The source, speaking on behalf of the marketers, alleged that NAVGAS terminal only received product thrice in the year while PPMC/NIPCO terminal had received over 12 deliveries.

 

The source said; “They have also sent on behalf of other off-takers to receive via NAVGAS facility and still no reason given for not delivering.

“Traditional delivery in the past has been supply of LPG to the two jetties of NAVGAS and PPMC. This is usually available for NLNG to deliver its product.

 

“Also, other terminals in the country are unable to receive from NLNG due to low draft which cannot take NLNG vessel (Navigator Capricorn) if fully laden.

 

“All terminals including NAVGAS and PPMC/NIPCO, import are to augment domestic supply in the event NLNG vessel is busy delivering to other terminals.”

 

The off-takers said that there was a table which illustrated the disproportionate delivery of NLNG volumes since the start of the current contract year and expected to end in September.

 

The source alleged that NIPCO had received a relatively favourable delivery compared to other terminals.
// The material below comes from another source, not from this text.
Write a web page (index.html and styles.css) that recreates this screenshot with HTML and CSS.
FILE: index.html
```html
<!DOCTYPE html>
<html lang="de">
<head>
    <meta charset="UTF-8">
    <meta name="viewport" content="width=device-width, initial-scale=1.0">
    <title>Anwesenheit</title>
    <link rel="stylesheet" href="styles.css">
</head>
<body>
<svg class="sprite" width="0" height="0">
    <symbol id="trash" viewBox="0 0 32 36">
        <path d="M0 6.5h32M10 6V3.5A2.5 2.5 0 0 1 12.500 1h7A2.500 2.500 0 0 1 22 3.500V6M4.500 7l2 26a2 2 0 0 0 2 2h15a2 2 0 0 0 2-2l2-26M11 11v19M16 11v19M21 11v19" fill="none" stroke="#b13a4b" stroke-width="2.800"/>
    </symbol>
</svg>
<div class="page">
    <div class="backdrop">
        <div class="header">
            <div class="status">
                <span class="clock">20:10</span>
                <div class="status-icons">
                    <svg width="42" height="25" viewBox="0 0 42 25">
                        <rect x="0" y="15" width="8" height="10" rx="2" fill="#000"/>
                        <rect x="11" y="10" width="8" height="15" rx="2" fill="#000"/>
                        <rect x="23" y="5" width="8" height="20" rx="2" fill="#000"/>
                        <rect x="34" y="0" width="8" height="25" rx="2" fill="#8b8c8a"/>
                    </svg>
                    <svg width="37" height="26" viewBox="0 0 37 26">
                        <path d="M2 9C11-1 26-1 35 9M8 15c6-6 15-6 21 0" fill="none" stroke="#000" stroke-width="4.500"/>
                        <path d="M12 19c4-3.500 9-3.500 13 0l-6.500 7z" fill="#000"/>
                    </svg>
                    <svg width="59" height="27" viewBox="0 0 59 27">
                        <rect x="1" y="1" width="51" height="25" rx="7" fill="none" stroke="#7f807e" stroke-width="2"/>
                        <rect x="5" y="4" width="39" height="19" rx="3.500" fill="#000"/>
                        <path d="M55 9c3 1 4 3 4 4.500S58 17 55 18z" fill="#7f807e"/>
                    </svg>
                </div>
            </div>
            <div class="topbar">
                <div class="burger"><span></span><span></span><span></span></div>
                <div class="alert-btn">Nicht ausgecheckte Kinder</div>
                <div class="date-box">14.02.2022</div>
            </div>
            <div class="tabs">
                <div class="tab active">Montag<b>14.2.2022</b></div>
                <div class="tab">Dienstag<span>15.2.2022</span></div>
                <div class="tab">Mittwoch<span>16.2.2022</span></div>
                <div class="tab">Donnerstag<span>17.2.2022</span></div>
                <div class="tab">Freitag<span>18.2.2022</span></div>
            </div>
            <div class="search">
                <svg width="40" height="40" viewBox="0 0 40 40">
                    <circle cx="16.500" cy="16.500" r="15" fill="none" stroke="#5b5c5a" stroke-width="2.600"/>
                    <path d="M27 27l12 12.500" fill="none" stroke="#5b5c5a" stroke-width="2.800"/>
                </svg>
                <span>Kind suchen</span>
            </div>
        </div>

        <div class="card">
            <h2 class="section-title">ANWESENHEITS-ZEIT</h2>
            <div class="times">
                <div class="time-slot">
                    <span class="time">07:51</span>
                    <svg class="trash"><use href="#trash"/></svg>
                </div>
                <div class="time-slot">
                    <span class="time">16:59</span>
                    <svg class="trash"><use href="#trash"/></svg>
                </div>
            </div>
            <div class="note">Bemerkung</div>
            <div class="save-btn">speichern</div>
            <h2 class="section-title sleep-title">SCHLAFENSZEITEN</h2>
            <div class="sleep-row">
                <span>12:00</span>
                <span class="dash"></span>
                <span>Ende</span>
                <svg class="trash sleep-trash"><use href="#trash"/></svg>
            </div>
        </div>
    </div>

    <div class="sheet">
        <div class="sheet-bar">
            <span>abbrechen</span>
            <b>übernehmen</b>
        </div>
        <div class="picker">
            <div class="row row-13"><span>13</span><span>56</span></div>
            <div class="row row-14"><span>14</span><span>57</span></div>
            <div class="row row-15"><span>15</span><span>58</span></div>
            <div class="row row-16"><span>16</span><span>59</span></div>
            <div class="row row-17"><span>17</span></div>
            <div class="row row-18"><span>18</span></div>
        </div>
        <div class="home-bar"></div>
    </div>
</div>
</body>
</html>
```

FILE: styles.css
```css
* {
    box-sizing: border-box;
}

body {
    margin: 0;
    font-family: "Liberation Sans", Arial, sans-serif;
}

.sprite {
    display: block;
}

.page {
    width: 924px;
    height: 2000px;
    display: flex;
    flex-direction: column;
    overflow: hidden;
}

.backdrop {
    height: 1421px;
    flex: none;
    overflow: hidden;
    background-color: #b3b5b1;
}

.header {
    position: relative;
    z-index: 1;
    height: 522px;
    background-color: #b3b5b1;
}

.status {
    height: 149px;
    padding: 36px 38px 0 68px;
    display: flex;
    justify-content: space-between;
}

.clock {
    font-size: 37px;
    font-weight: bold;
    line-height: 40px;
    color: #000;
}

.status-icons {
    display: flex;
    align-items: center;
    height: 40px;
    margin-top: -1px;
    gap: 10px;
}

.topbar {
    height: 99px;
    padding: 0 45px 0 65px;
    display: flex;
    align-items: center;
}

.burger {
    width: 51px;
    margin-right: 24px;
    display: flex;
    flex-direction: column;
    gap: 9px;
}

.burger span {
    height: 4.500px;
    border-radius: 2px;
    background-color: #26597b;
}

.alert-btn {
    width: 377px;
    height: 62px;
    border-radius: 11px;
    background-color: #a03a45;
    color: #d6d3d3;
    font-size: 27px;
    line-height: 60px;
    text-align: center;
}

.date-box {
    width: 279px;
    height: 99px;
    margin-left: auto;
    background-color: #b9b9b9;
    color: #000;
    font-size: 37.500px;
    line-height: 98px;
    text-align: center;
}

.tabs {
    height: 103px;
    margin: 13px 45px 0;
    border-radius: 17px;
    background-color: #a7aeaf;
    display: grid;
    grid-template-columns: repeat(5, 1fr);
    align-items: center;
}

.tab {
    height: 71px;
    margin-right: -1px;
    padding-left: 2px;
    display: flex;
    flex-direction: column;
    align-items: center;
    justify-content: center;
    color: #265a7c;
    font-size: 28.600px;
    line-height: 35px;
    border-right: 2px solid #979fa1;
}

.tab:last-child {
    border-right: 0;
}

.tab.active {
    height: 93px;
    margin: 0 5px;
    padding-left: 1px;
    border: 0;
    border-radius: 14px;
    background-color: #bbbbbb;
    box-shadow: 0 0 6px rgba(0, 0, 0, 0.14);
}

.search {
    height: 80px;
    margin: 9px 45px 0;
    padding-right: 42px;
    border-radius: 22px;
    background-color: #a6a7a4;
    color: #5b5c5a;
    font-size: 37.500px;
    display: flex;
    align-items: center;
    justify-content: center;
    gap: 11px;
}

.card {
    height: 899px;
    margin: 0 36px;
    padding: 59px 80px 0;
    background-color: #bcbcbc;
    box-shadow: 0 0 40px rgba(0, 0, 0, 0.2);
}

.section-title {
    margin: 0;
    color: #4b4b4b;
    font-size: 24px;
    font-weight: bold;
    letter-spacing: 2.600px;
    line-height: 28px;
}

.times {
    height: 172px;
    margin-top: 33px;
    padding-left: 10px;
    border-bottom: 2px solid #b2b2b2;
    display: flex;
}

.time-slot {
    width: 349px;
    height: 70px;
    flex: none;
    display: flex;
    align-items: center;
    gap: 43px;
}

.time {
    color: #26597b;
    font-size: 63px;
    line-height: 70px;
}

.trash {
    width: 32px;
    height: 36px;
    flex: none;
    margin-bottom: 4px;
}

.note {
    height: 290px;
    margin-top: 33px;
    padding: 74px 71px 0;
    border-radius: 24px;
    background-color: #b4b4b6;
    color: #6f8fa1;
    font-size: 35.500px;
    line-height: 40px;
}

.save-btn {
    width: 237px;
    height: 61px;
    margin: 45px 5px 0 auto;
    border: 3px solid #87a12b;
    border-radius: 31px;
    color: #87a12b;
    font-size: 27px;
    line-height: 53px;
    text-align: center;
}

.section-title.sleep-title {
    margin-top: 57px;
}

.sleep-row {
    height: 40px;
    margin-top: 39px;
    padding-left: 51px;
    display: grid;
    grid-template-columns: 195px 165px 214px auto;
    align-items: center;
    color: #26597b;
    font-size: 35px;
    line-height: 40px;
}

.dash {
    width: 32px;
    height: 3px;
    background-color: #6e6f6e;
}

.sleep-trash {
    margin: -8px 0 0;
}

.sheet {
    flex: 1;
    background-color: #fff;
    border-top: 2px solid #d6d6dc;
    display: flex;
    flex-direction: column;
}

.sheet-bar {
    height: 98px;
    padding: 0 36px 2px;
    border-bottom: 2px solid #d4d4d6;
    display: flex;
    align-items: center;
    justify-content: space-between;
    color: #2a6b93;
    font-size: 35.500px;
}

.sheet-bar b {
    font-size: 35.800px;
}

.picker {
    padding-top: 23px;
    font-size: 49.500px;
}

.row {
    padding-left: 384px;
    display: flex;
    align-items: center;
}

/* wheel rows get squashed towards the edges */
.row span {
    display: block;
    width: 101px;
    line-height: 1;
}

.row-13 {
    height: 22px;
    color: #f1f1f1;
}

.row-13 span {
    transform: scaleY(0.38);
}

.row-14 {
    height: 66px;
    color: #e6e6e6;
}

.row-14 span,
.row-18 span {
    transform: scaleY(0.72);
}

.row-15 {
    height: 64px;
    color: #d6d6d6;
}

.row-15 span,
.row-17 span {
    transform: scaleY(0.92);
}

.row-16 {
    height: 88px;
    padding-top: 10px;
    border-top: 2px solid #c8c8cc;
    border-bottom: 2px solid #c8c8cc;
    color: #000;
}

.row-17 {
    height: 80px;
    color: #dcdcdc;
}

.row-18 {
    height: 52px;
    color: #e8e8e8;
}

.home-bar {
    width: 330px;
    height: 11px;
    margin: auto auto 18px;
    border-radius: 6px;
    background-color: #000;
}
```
The off-takers also alleged that NIPCO capacity was 9,800mt while NAVGAS and PPMC had 11,000mt and 4,000mt respectively.

 

The source added that the NLNG performance could be increased significantly in spite of the reasons for not delivering regularly into the NAVGAS terminal and with 51 per cent utilisation only.

 

NLNG, however, denied the allegation when contacted the company’s Corporate Communications Department.

 

Mrs Anne-Marie Palmer-Ikuku, Head, Media Relations of Nigeria LNG Ltd., said the company had been supporting the domestic LPG (DLPG) market since 2007.

 

Palmer-Ikuku said from the beginning, Nigeria LNG involvement in that market had promoted market competition while encouraging all terminals to provide Third Party Access (TPA) to all credible buyers.

 

According to her, the principle has guided NLNG’s engagement with terminal owners and buyers.

She said; “Today, the significant majority of NLNG off-takers take their volumes through the PPMC jetties which have provided TPA to all interested buyer and are preferred because they are cheaper.

 

“NLNG as a reasonable and prudent operator honours all its contracts and does not discriminate against any buyers.

 

All Annual Contract Quantity (ACQ) commitments have been met for all buyers without exceptions.

 

“No buyer has been denied volumes that were committed to them during the contract year.

 

“Algasco for instance has taken 23,643.39mt out of its ACQ of 26,000MT for this contract year. This is 90 per cent of its volumes with more than two months to the end of the contract year.”

The manager said NLNG would continue to work with the government, buyers and other industry players to ensure a level playing field for all buyers.

 

This, Palmer-Ikuku said would help continue in boosting the growth recorded in the oil and gas sector of the economy.